Last Friday I had a long, fascinating, occasionally testy talk with Linden Lab CEO Ebbe Altberg, and plan on posting the video later this week. I asked variations of some questions suggested by readers, but here's some other solids queries I wasn't able to put to him that still deserve an audience:
It's very quiet about the possibility to choose a second name for the "Resident" avatars. Is that cancelled - or can we hope to see it this year?
Posted by: Yadleen (Clara Mayef)
Why can't we have a modernized prim system that allows for more constructive modelling and voxel terrain editing? IOW, make Second life on par with many of the dozens of games and systems that it is competing with for attention?
In the older days, people would stand around and watch other people build things. They would have conversations and learn to build together. With the arrival of sex toys and mesh, that is all basically gone.
It was the community that made Second Life to enthralling. Now it's just a cesspool of deviant behaviour.
Ask Uncle Ebbe, after 6 years of talk are they ever going to upgrade the terrain textures on the mainlands!?..I bet they could find resident volunteers to offer the textures and work at no cost.
[And w]ill we ever be able to gift premium membership to friends? also why not add an optional cool badge to premium members profiles for those who want to show their love.
Any new profile features coming?
It is possible to have more protection for those who create content on the Second Life platform, in addition to the "DMCA" document, a quick, instantaneous alternative method, Example: Photo proof of who commits a violation, name of an account that commits an infringement, and sending, that only a creator content have the advantage of using?
My lay person understand is that LL has to use the DMCA process or they could lose their safe harbor and become liable for content theft. Maybe someone out there who handles this kind of thing professionally can tell us more.
Posted by: Amanda | Monday, March 25, 2019 at 07:34 PM
The texture thrashing problem has been with us for 16 years and 3rd party viewers have allowed more graphics memory than the 512M that the SL viewer has been stuck at since the beginning. My graphics card supports 11G of graphics memory but the SL viewer still holds me back to this ancient limit. Textures go crazy blurring and unblurring all the time even though I have a high end computer. Can anyone fix this problem. It has been talked about for years.
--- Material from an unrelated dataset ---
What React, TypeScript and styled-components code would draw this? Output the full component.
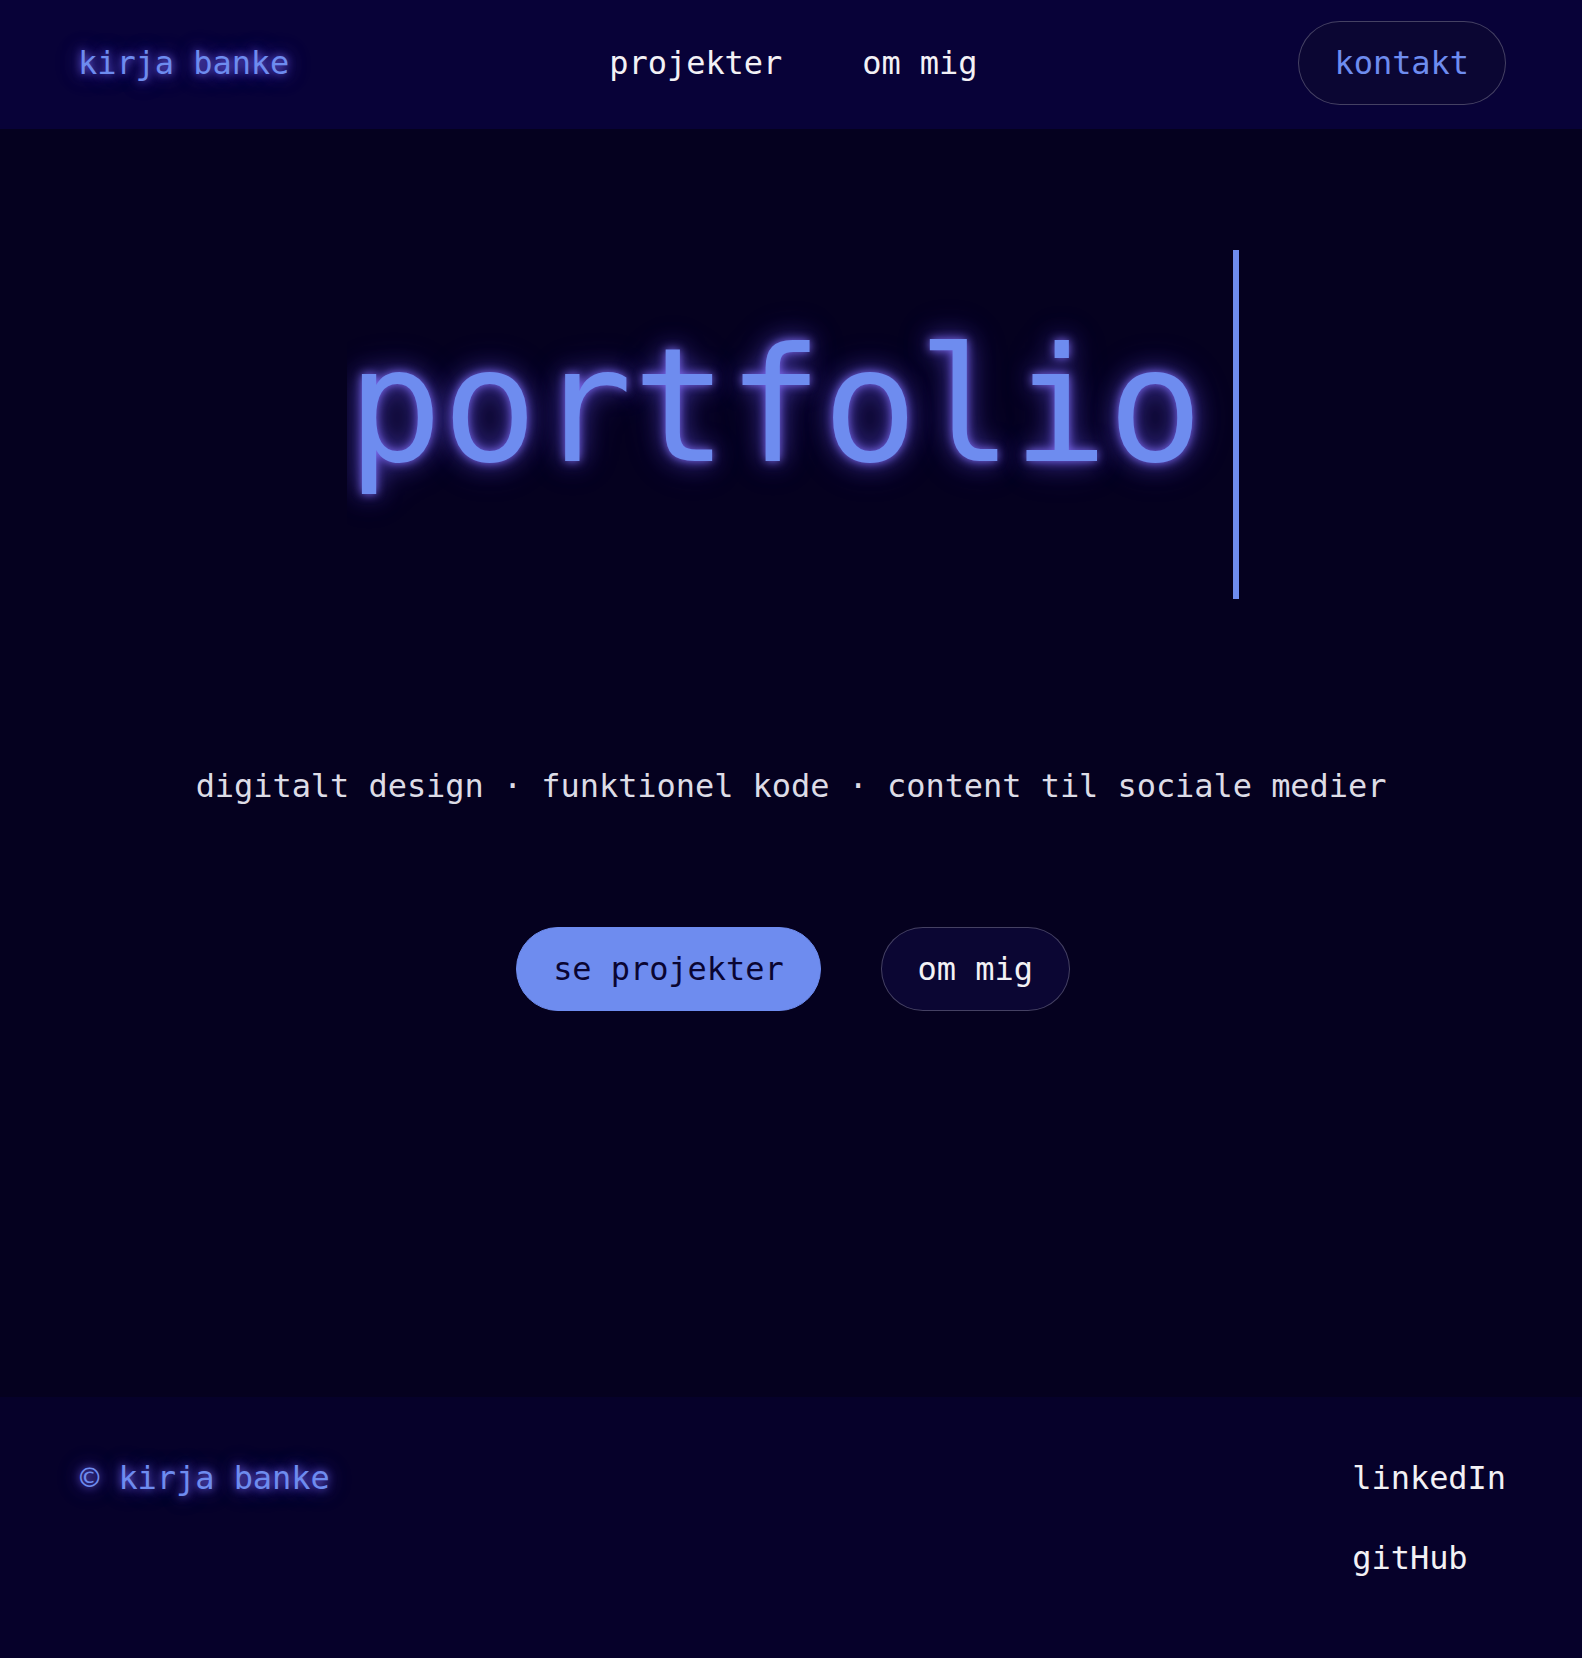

And I am beginning to think that LL does not have any one capable of fixing it
Posted by: Mike Danielsen | Tuesday, March 26, 2019 at 12:51 PM
The answer to most questions about technical improvement to Second Life, especially those that involve user created content and how it's rendered, is usually a no or otherwise resistance from Linden Lab on grounds of technical debt and not wanting to break old content.
It's too late to ask, but a good question to Linden Lab would be, at what point are the possibilities of new, better looking, better functioning, and more attractive to modern audience content worth more than stuff in our inventory from 2012 or before?
The internet is used to having old features deprecated and then taken away to usher in the new. Why is Linden Lab so religious about content from 2006 still working today when often it means falling even more behind your peers in tech?
Because of this devotion to not breaking olds things, Second Life will never again be apart of GDC or other trade shows that're about evolving with and pioneering new tech in rendering and simulated experiences. Linden Lab would probably be ashamed showing off Animesh and how it works to a room full of creatives at whatever gathering you met with Ebbe at, and the reason for that shame is Linden Lab religiously embracing technical debt and backwards compatibility to stuff creators are desperately hacking around and trying to get rid of.
The excitement from Linden Lab announcing a new rendering engine for texture artists, custom uploadable skeletons/rigs for animators, a modern well-known scripting language for programmers, etc., would far outweigh whatever old things that need to go.
Yes, you'll be destroying old things in people's inventory that they paid for a really long time ago, but again why should Second Life be the hold out on the internet in not breaking old things? There's apps I've paid hundreds for in 2008 that don't work anymore, dozens of video games 10 years ago that have all sorts of issues that I don't expect to work anymore due to their age. Old stuff working isn't a religion outside of Linden Lab, so why should it be within?
There'd be backlash to breaking old content to enable new kinds of content, but that backlash is defeated by making what's gained way better than what's lost.
Posted by: seph | Thursday, March 28, 2019 at 07:31 AM
Last Friday I had a long, fascinating, occasionally testy talk with Linden Lab CEO Ebbe Altberg, and plan on posting the video later this week.
What happened? Where is the video?
Posted by: Gordon | Thursday, April 04, 2019 at 10:01 AM
Just posted it!
Posted by: Wagner James Au | Thursday, April 04, 2019 at 06:55 PM
Thanks!
Posted by: Gordon | Thursday, April 04, 2019 at 09:58 PM
I have never heard about this before but it sounds interesting.